Рядом с заводом расположился лагерь интернационалистов. Периодически они получали посылки из «Красного креста» и делились едой с теми, кто жил на заводе.
«Первый раз увидела жвачку»
15 апреля 1945 года пленных освободили американцы и стали откармливать. Всех отвезли в небольшой пустовавший городок.
– Я забежала в один из домов на второй этаж. Комната — красивая, светлая, буфет стоял и черный дерматиновый диван. Каждый день нам привозили бидоны молока по 40 литров и ставили на каждой площадке. Помню, как брат не мог напиться. Конечно, в лагере почти не кормили. Давали «кулирабу» из ботвы. Я тогда в первый раз увидела жвачку. Ее жевали темнокожие американцы.

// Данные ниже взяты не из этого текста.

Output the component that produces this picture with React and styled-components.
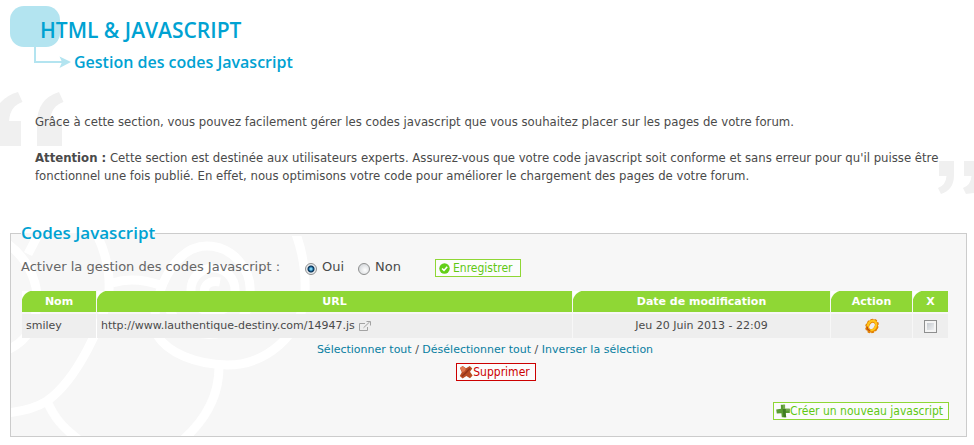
/* eslint-disable react/prop-types */
import { useState } from 'react'
import styled, { createGlobalStyle, css } from 'styled-components'


//! Global.

const GlobalStyle = createGlobalStyle`
    * {
        box-sizing: border-box;
    }

    body {
        margin: 0;
        background: #fff;
        color: #4a4a4a;
        font: 11px/18px Verdana, "DejaVu Sans", sans-serif;
    }
`

const textFont = '"DejaVu Sans Condensed", "DejaVu Sans", sans-serif'
const titleFont = '"Open Sans", "Noto Sans", sans-serif'

//! Sections.
//* Page heading

const Page = styled.main`
    padding: 0 7px 9px 10px;
    overflow: hidden;
`

const Header = styled.header`
    position: relative;
    padding: 16px 0 0 30px;
`

const HeaderMark = styled.svg`
    position: absolute;
    top: 6px;
    left: 0;
    z-index: -1;
`

const Title = styled.h1`
    margin: 0;
    color: #00a2d2;
    font: 600 21px/28px ${titleFont};
`

const SubTitle = styled.h2`
    margin: 8px 0 0 34px;
    color: #00a2d2;
    font: 600 16px/20px ${titleFont};
`

//* Quoted introduction

const Intro = styled.section`
    position: relative;
    margin-top: 41px;
    padding: 0 25px;
    font: 13px/18px ${textFont};

    > p {
        margin: 0 0 18px;
    }
`

const Quote = styled.svg`
    position: absolute;
    z-index: -1;
    fill: #f0f0f0;
    ${({ $closing }) => $closing ? css`
        right: -7px;
        bottom: -10px;
    ` : css`
        left: -10px;
        top: -21px;
    `}
`

//* Script panel

const Panel = styled.fieldset`
    position: relative;
    min-width: 0;
    margin: 38px 0 0;
    padding: 14px 17px 16px 10px;
    border: 1px solid #ccc;
    background: #f7f7f7;
`

const Legend = styled.legend`
    position: relative;
    z-index: 1;
    padding: 0;
    color: #00a2d2;
    font: 600 17px/20px ${titleFont};
`

const Swirls = styled.svg`
    position: absolute;
    left: 0;
    bottom: 0;
    fill: none;
    stroke: #fff;
    stroke-width: 9;
`

const PanelBody = styled.div`
    position: relative;
`

const Setting = styled.div`
    display: flex;
    align-items: center;
    margin-bottom: 12px;
    color: #666;
    font-size: 13px;
`

const SettingName = styled.span`
    flex: 0 0 284px;
`

const Choice = styled.label`
    display: flex;
    align-items: center;
    gap: 5px;
    margin-right: 14px;
    color: #4a4a4a;
`

const Radio = styled.input`
    appearance: none;
    width: 12px;
    height: 12px;
    margin: 3px 0 0;
    border: 1px solid #8e8f8f;
    border-radius: 50%;
    background: radial-gradient(circle at 60% 60%, #fff, #c9cdd1);

    &:checked {
        background: radial-gradient(circle, #7fd0f0 0 1px, #17679c 2px, #0b2f50 3px, #e8ecef 4px);
    }
`

const Check = styled.input`
    appearance: none;
    display: block;
    width: 13px;
    height: 13px;
    margin: 0 auto;
    border: 1px solid #8e8f8f;
    background: linear-gradient(135deg, #b9bfc6, #fbfbfb);
    box-shadow: inset 0 0 0 2px #f4f4f4;

    &:checked {
        background: #17679c;
    }
`

const Button = styled.button`
    display: inline-flex;
    align-items: center;
    height: 18px;
    padding: 0 5px 0 2px;
    border: 1px solid ${({ $danger }) => $danger ? '#c00' : '#8fd735'};
    background: #fcfcfc;
    color: ${({ $danger }) => $danger ? '#c00' : '#5fc813'};
    font: 12px/16px ${textFont};
    white-space: nowrap;
    cursor: pointer;
`

const SaveButton = styled(Button)`
    gap: 3px;
    margin: 2px 0 0 20px;
    padding: 0 8px 0 3px;
`

//* Table

const Table = styled.table`
    width: 100%;
    table-layout: fixed;
    border-spacing: 1px 2px;
`

const Head = styled.th`
    width: ${({ $width }) => $width || 'auto'};
    height: 21px;
    padding: 0;
    background: radial-gradient(circle at 100% 100%, #8fd735 12px, #fff 13px) 0 0 / 12px 12px no-repeat,
        linear-gradient(#8fd735, #8fd735) 12px 0 no-repeat,
        linear-gradient(#8fd735, #8fd735) 0 12px no-repeat;
    color: #fff;
    line-height: 21px;
`

const Cell = styled.td`
    height: 24px;
    padding: 0 4px;
    background: #eee;
    text-align: ${({ $center }) => $center ? 'center' : 'left'};
    vertical-align: middle;
`

const UrlLink = styled.a`
    display: inline-flex;
    align-items: center;
    gap: 4px;
    color: inherit;
    text-decoration: none;
`

const EditLink = styled.a`
    display: flex;
    justify-content: center;
`

const Selection = styled.nav`
    margin-top: 1px;
    color: #4a4a4a;
    text-align: center;

    > a {
        color: #087ea1;
        text-decoration: none;
    }

    > a:hover {
        text-decoration: underline;
    }
`

const Actions = styled.div`
    display: flex;
    justify-content: ${({ $end }) => $end ? 'flex-end' : 'center'};
    margin-top: ${({ $end }) => $end ? '21px' : '4px'};
    padding-left: 22px;
`

//! Icons.

const SavedIcon = () => (
    <svg width="11" height="11" viewBox="0 0 11 11" aria-hidden="true">
        <circle cx="5.5" cy="5.5" r="5.2" fill="#62cf18" />
        <path d="M3 5.5 5 7.4 8.2 3.7" fill="none" stroke="#fff" strokeWidth="1.6" />
    </svg>
)

const DeleteIcon = () => (
    <svg width="14" height="14" viewBox="0 0 14 14" aria-hidden="true">
        <path d="M1 3 3.6 1 7 3.2 10.8 1 13.3 3.4 11 6.8 13.6 10.6 11 13.2 7.4 11 3.6 13.4.8 11 2.8 7.2Z" fill="#b94d24" />
        <path d="M1 3 3.6 1 7 3.8 5.6 6.2 3.4 7.2Z" fill="#e07850" />
        <path d="M3 11.3 7 7.6 10.8 3.5" fill="none" stroke="#96351a" strokeWidth="1.5" />
    </svg>
)

const AddIcon = () => (
    <svg width="14" height="14" viewBox="0 0 14 14" aria-hidden="true">
        <path d="M4.8.8h4.3v3.9h4.7v4.2H9.6l.6 4.4H5.8l-.4-4.1L.8 9.6.2 5.6l4.8-.8Z" fill="#599b32" />
        <path d="M7 .8h2v4l4.7-.1v2.1H7Z" fill="#74ab4c" />
        <path d="M6.6 5h3.2v3.9h-.2l.6 4.4H7.6Z" fill="#3f7c22" />
    </svg>
)

const ExternalIcon = () => (
    <svg width="12" height="11" viewBox="0 0 12 11" fill="none" stroke="#a3a3a3" aria-hidden="true">
        <path d="M6 2.5H.5v7h8V6" />
        <path d="M4.5 6.8 10.7.9M7.5.5h4v4" />
    </svg>
)

const GearIcon = () => (
    <svg width="16" height="16" viewBox="0 0 16 16" aria-hidden="true">
        <g transform="rotate(32 8 8)" fill="none">
            <ellipse cx="8" cy="8" rx="5.3" ry="6.6" stroke="#d97a00" strokeWidth="2.2" strokeDasharray="2.4 1.4" />
            <ellipse cx="8" cy="8" rx="4.1" ry="5.2" stroke="#e88400" strokeWidth="3.4" />
            <ellipse cx="7.7" cy="7.6" rx="3.9" ry="5" stroke="#ffc61a" strokeWidth="2.2" />
            <path d="M4.2 11c1.2 2 3.2 2.5 4.8 1.8" stroke="#bf4e12" strokeWidth="1.5" />
        </g>
    </svg>
)

//! App.

const scripts = [
    {
        name: 'smiley',
        url: 'http://www.lauthentique-destiny.com/14947.js',
        date: 'Jeu 20 Juin 2013 - 22:09',
    },
]

const App = () => {
    const [enabled, setEnabled] = useState(true)
    const [selected, setSelected] = useState([])

    const select = (e, next) => {
        e.preventDefault()
        setSelected(scripts.map((s) => s.name).filter(next))
    }
    const toggle = (name) => setSelected(
        selected.includes(name) ? selected.filter((n) => n !== name) : [...selected, name]
    )

    return (
        <Page>
            <GlobalStyle />
            <Header>
                <HeaderMark width="62" height="64" viewBox="0 0 62 64" aria-hidden="true">
                    <rect width="50" height="41" rx="14" fill="#b3e4f0" />
                    <path d="M25 41v15h28" fill="none" stroke="#b3e4f0" strokeWidth="2" />
                    <path d="M49.5 50.5 61 56l-11.5 6 2.5-6Z" fill="#b3e4f0" />
                </HeaderMark>
                <Title>HTML &amp; JAVASCRIPT</Title>
                <SubTitle>Gestion des codes Javascript</SubTitle>
            </Header>

            <Intro>
                <Quote width="64" height="54" viewBox="0 0 64 54" aria-hidden="true">
                    <path d="M0 11Q7 3 18 0L22.5 10Q10 14 9 29H21V54H0Z" />
                    <path d="M37 54V31Q37 7 59 0L63.5 10Q51 14 50 29H62V54Z" />
                </Quote>
                <Quote $closing width="36" height="34" viewBox="0 0 36 34" aria-hidden="true">
                    <path d="M1 0H16V14Q16 29 3 33L0 27Q8 24 8.5 15H1Z" />
                    <path d="M26 0H36V32L28 33 25 27Q33 24 33.5 15H26Z" />
                </Quote>
                <p>
                    Grâce à cette section, vous pouvez facilement gérer les codes javascript que vous
                    souhaitez placer sur les pages de votre forum.
                </p>
                <p>
                    <b>Attention :</b> Cette section est destinée aux utilisateurs experts. Assurez-vous
                    que votre code javascript soit conforme et sans erreur pour qu&apos;il puisse être
                    fonctionnel une fois publié. En effet, nous optimisons votre code pour améliorer le
                    chargement des pages de votre forum.
                </p>
            </Intro>

            <Panel>
                <Legend>Codes Javascript</Legend>
                <Swirls width="300" height="200" viewBox="11 235 300 200" aria-hidden="true">
                    <path d="M94 228C106 250 110 270 109 290C104 320 78 378 47 400Q31 410 5 412" />
                    <path d="M5 241C24 254 34 272 37 292C38 320 30 340 5 350M40 230 28 253" />
                    <path d="M47 400C54 416 62 426 78 438M112 282Q134 275 160 284" />
                    <path d="M294 228C303 250 306 270 305 292C302 335 265 364 227 364C195 363 168 352 157 334" />
                    <path d="M157 334C148 314 166 245 207 245C232 245 252 268 250 292C248 350 166 345 166 290" />
                    <path d="M219 366C219 395 206 418 184 438" />
                    <path d="M207 300C200 284 209 279 220 281" />
                    <circle cx="213" cy="289" r="22" />
                </Swirls>

                <PanelBody>
                    <Setting role="radiogroup" aria-labelledby="enable-name">
                        <SettingName id="enable-name">Activer la gestion des codes Javascript :</SettingName>
                        <Choice>
                            <Radio type="radio" name="enable" checked={enabled} onChange={() => setEnabled(true)} />
                            Oui
                        </Choice>
                        <Choice>
                            <Radio type="radio" name="enable" checked={!enabled} onChange={() => setEnabled(false)} />
                            Non
                        </Choice>
                        <SaveButton type="button"><SavedIcon />Enregistrer</SaveButton>
                    </Setting>

                    <Table>
                        <thead>
                            <tr>
                                <Head $width="74px">Nom</Head>
                                <Head>URL</Head>
                                <Head $width="257px">Date de modification</Head>
                                <Head $width="81px">Action</Head>
                                <Head $width="35px">X</Head>
                            </tr>
                        </thead>
                        <tbody>
                            {scripts.map(({ name, url, date }) => (
                                <tr key={name}>
                                    <Cell>{name}</Cell>
                                    <Cell>
                                        <UrlLink href={url}>{url}<ExternalIcon /></UrlLink>
                                    </Cell>
                                    <Cell $center>{date}</Cell>
                                    <Cell $center>
                                        <EditLink href="#edit" aria-label={`Modifier ${name}`}><GearIcon /></EditLink>
                                    </Cell>
                                    <Cell $center>
                                        <Check
                                            type="checkbox"
                                            aria-label={name}
                                            checked={selected.includes(name)}
                                            onChange={() => toggle(name)}
                                        />
                                    </Cell>
                                </tr>
                            ))}
                        </tbody>
                    </Table>

                    <Selection>
                        <a href="#all" onClick={(e) => select(e, () => true)}>Sélectionner tout</a>
                        {' / '}
                        <a href="#none" onClick={(e) => select(e, () => false)}>Désélectionner tout</a>
                        {' / '}
                        <a href="#invert" onClick={(e) => select(e, (n) => !selected.includes(n))}>Inverser la sélection</a>
                    </Selection>
                    <Actions>
                        <Button type="button" $danger><DeleteIcon />Supprimer</Button>
                    </Actions>
                    <Actions $end>
                        <Button type="button"><AddIcon />Créer un nouveau javascript</Button>
                    </Actions>
                </PanelBody>
            </Panel>
        </Page>
    )
}

export default App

Через три месяца бывших пленных передали советским войскам. Возвращение в Севастополь оказалось нелегким. Тех, кто оказался в Германии, тщательно проверяли и в город не пускали.
– Но папа все предусмотрел. Еще, когда мы прятались в Бахчисарае у доброго татарина, он закопал наши документы. За это время они сохранились. По ним нас и пропустили в Севастополь.
После войны, тех, кого угоняли в Германию, еще долго называли врагами народа.
– Помню, как мама привела нас в школу, а директор Клавдия Алексеевна говорит: «Немцев хлебом с солью встречали, а теперь в советскую школу пришли?» Обидно было.